I get the usual "I don't like to throw a big hook" and "the lanes I bowl are really oily" and "I want it to go long and hit hard." That usually translates to, "My technique isn't very good" and "I don't know how to adjust very well" and "I've read some promotional literature." I'm not trying to be callous or express a sense of exasperation. You just get a sense for people after asking a few hundred of them about their games. She falls into the vast middle ground of league bowlers with a 150-170 average and not much motivaton to really improve, save for the occasional new ball. Again, not criticizing - it is what it is.
So I'm looking at the Track balls on the wall, and realize:
- Track only has eight balls in their lineup.
- Four of them, the Machine series (I'm including the Robo Rule here - it has the same core) are very similar, like the Ebonite One series, only Track has done a TERRIBLE job of articulating the differences between balls.

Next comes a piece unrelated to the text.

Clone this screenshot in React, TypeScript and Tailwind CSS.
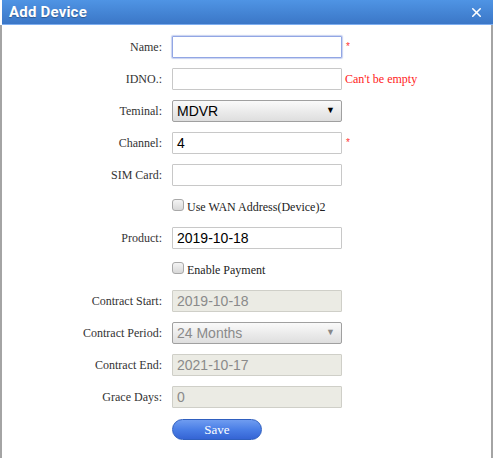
import { X } from "lucide-react";

const serif = "font-['Liberation_Serif',serif]";
const sans = "font-['Liberation_Sans',Arial,sans-serif]";

function Label({ text }: { text: string }) {
  return <div className={`${serif} text-right text-[12px] text-[#333]`}>{text}</div>;
}

function TextInput({ value = "", focused = false, disabled = false }: { value?: string; focused?: boolean; disabled?: boolean }) {
  let cls = "bg-white border-[#c8c8c8] text-black";
  if (focused) cls = "bg-white border-[#92a6e4] shadow-[0_0_1px_1px_rgba(146,166,228,0.5)] text-black";
  if (disabled) cls = "bg-[#ebebe4] border-[#cfcfc8] text-[#8a8a8a]";
  return (
    <div className={`${sans} w-[170px] h-[22px] border rounded-[1px] px-[4px] flex items-center text-[14px] ${cls}`}>
      {value}
    </div>
  );
}

function Select({ value, disabled = false }: { value: string; disabled?: boolean }) {
  return (
    <div
      className={`${sans} w-[170px] h-[22px] border border-[#a0a0a0] rounded-[2px] pl-[4px] pr-[6px] flex items-center justify-between text-[14px] bg-gradient-to-b from-[#fafafa] to-[#dedede] ${
        disabled ? "text-[#8a8a8a]" : "text-black"
      }`}
    >
      <span>{value}</span>
      <span className={`text-[9px] ${disabled ? "text-[#888]" : "text-black"}`}>▼</span>
    </div>
  );
}

function Checkbox({ text }: { text: string }) {
  return (
    <div className="flex items-center gap-[3px]">
      <div className="w-[12px] h-[12px] mt-[-3px] rounded-[3px] border border-[#a8a8a8] bg-gradient-to-b from-[#f4f4f4] to-[#d8d8d8]" />
      <span className={`${serif} text-[12px] text-[#222]`}>{text}</span>
    </div>
  );
}

function Row({ label, h = "h-[32px]", children }: { label?: string; h?: string; children: React.ReactNode }) {
  return (
    <div className={`grid grid-cols-[160px_1fr] gap-x-[10px] items-center ${h}`}>
      {label ? <Label text={label} /> : <div />}
      <div className="flex items-center">{children}</div>
    </div>
  );
}

function Star() {
  return <span className={`${sans} text-[#f33] text-[10px] ml-[4px] mt-[-2px]`}>*</span>;
}

export default function App() {
  return (
    <div className="w-[494px] h-[458px] bg-white overflow-hidden">
      <div className="w-[493px] h-full flex flex-col">
        <div className="h-[25px] shrink-0 bg-gradient-to-b from-[#4f94e4] to-[#3b77c7] border-b border-[#7eaef0] ml-[2px] flex items-center justify-between pl-[7px] pr-[9px]">
          <span className="font-['Roboto',sans-serif] font-bold text-[15px] text-white tracking-[0.2px] [text-shadow:0_1px_1px_rgba(0,0,0,0.3)]">
            Add Device
          </span>
          <X className="w-[15px] h-[15px] text-white" strokeWidth={2.5} />
        </div>
        <div className="flex-1 border-l-2 border-r-2 border-[#a4a4a4] pt-[6px]">
          <Row label="Name:">
            <TextInput focused />
            <Star />
          </Row>
          <Row label="IDNO.:">
            <TextInput />
            <span className={`${serif} text-[12px] text-[#f22] ml-[3px]`}>Can't be empty</span>
          </Row>
          <Row label="Teminal:">
            <Select value="MDVR" />
          </Row>
          <Row label="Channel:">
            <TextInput value="4" />
            <Star />
          </Row>
          <Row label="SIM Card:">
            <TextInput />
          </Row>
          <Row h="h-[31px]">
            <Checkbox text="Use WAN Address(Device)2" />
          </Row>
          <Row label="Product:">
            <TextInput value="2019-10-18" />
          </Row>
          <Row h="h-[31px]">
            <Checkbox text="Enable Payment" />
          </Row>
          <Row label="Contract Start:">
            <TextInput value="2019-10-18" disabled />
          </Row>
          <Row label="Contract Period:">
            <Select value="24 Months" disabled />
          </Row>
          <Row label="Contract End:">
            <TextInput value="2021-10-17" disabled />
          </Row>
          <Row label="Grace Days:">
            <TextInput value="0" disabled />
          </Row>
          <Row>
            <button
              className={`${serif} w-[90px] h-[21px] rounded-full border border-[#2f5fbf] bg-gradient-to-b from-[#6f9cf0] via-[#4a7ee6] to-[#3564d4] text-white text-[13px] leading-none`}
            >
              Save
            </button>
          </Row>
        </div>
      </div>
    </div>
  );
}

- Since I haven't drilled up all four and seen for myself the reaction differences, and I don't know how to describe how the "Fang LS" coverstock is different from the "Vector SF", I'm forced into Bullshit Land. And I don't like to bullshit people.
- It suddenly became clear why we don't sell too many Track balls - not many options, bad marketing of said options making it that much harder for pro shop guys to recommend them over other companies, and no "homers" for Track in house buying every ball they put out, allowing me the opportunity to see the ball reactions myself.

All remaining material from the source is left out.